Will Bitcoin end these credit cycles? Not entirely. But a steadfast monetary foundation would prevent authorities from artificially large credit bubbles and the horrible deflationary consequences they bring. Instead of violent swings, Bitcoin will smooth out credit cycles to their natural rates and form an economic backbone for consumption in line with productivity.
Conclusion
Bitcoin’s supply is not deflationary. It’s monetary supply is programmed to be one thing — constant. As the world coalesces around a Bitcoin standard, our new monetary base will facilitate economic signaling in profound ways, bringing sustainable healthy growth like never before. As a side effect, prices will naturally fall as humans are more productive while avoiding the truly horrifying deflationary spirals caused by artificial monetary injections.
Footnotes:
1. This phenomena of those closest to money creation reaping unfair benefits is known as the Cantillion Effect. An introductory article can be found here: https://fee.org/articles/the-cantillon-effect-because-of-inflation-we-re-financing-the-financiers/
2. You can read more about this data and its implications here: https://www.pewresearch.org/fact-tank/2019/06/17/worlds-population-is-projected-to-nearly-stop-growing-by-the-end-of-the-century/
3. McCusker, John J. “How Much Is That in Real Money?: A Historical Price Index for Use as a Deflator of Money Values in the Economy of the United States.” Proceedings of the American Antiquarian Society, Volume 101, Part 2, October 1991, pp. 297–373.

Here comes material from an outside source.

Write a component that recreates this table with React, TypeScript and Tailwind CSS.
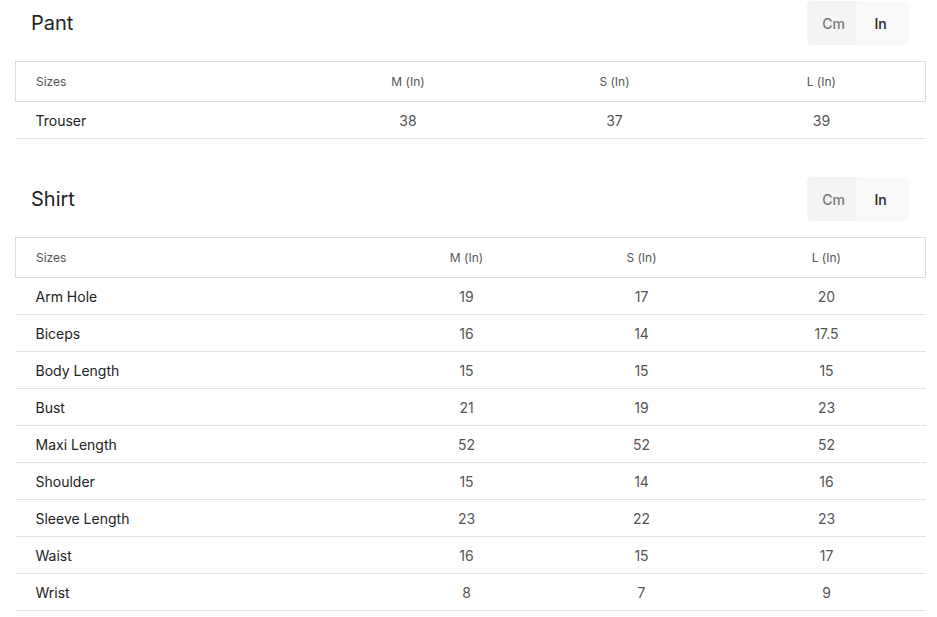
const font = { fontFamily: "Inter, 'Noto Sans', sans-serif" };

type Section = {
  title: string;
  widths: string[];
  rows: { name: string; m: string; s: string; l: string }[];
};

const sections: Section[] = [
  {
    title: "Pant",
    widths: ["w-[289px]", "w-[207px]", "w-[206px]", "w-[208px]"],
    rows: [{ name: "Trouser", m: "38", s: "37", l: "39" }],
  },
  {
    title: "Shirt",
    widths: ["w-[362px]", "w-[178px]", "w-[172px]", "w-[198px]"],
    rows: [
      { name: "Arm Hole", m: "19", s: "17", l: "20" },
      { name: "Biceps", m: "16", s: "14", l: "17.5" },
      { name: "Body Length", m: "15", s: "15", l: "15" },
      { name: "Bust", m: "21", s: "19", l: "23" },
      { name: "Maxi Length", m: "52", s: "52", l: "52" },
      { name: "Shoulder", m: "15", s: "14", l: "16" },
      { name: "Sleeve Length", m: "23", s: "22", l: "23" },
      { name: "Waist", m: "16", s: "15", l: "17" },
      { name: "Wrist", m: "8", s: "7", l: "9" },
    ],
  },
];

function SizeTable({ section }: { section: Section }) {
  const [w0, w1, w2, w3] = section.widths;
  return (
    <div className="w-[910px]">
      <div className="flex items-center justify-between pl-4 pr-4">
        <h2 className="text-[20px] text-[#222] leading-none">{section.title}</h2>
        <div className="flex h-[44px] rounded-[5px] bg-[#f4f4f4] text-[14px] overflow-hidden">
          <button className="w-[49px] pl-1 text-[#777] font-medium">Cm</button>
          <button className="w-[53px] pr-1 bg-[#f9f9f9] text-[#222] font-medium rounded-[5px]">In</button>
        </div>
      </div>

      <table className="mt-4 w-[910px] border-collapse table-fixed">
        <thead>
          <tr className="h-[40px] border border-[#dcdcdc] text-[12px] text-[#555]">
            <th className={`${w0} pl-5 text-left font-normal`}>Sizes</th>
            <th className={`${w1} font-normal`}>M (In)</th>
            <th className={`${w2} font-normal`}>S (In)</th>
            <th className={`${w3} font-normal`}>L (In)</th>
          </tr>
        </thead>
        <tbody>
          {section.rows.map((r) => (
            <tr key={r.name} className="h-[37px] border-b border-[#e3e3e3] text-[14px]">
              <td className="pl-5 text-[#222]">{r.name}</td>
              <td className="text-center text-[#555]">{r.m}</td>
              <td className="text-center text-[#555]">{r.s}</td>
              <td className="text-center text-[#555]">{r.l}</td>
            </tr>
          ))}
        </tbody>
      </table>
    </div>
  );
}

export default function App() {
  return (
    <div className="w-[937px] h-[617px] bg-white pl-[15px] pt-[1px]" style={font}>
      <div className="flex flex-col gap-[38px]">
        {sections.map((s) => (
          <SizeTable key={s.title} section={s} />
        ))}
      </div>
    </div>
  );
}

4. Douty, H. M. “Nineteenth Century Wage Trends.” BLS Staff Paper #2, Jan. 1970, p. 25.
5. Atkeson, Andrew, and Patrick Kehoe. “Deflation and Depression: Is There and Empirical Link?” Federal Reserve Bank of Minneapolis Research Department Staff Report 331, 2004, doi:10.3386/w10268.
6. Dalio, Ray. Principles for Navigating Big Debt Crises. Bridgewater, 2018.
7. Caballero, et al., Zombie Lending and Depressed Restructuring in Japan.American Economic Review, Vol. 98, №5, 2008.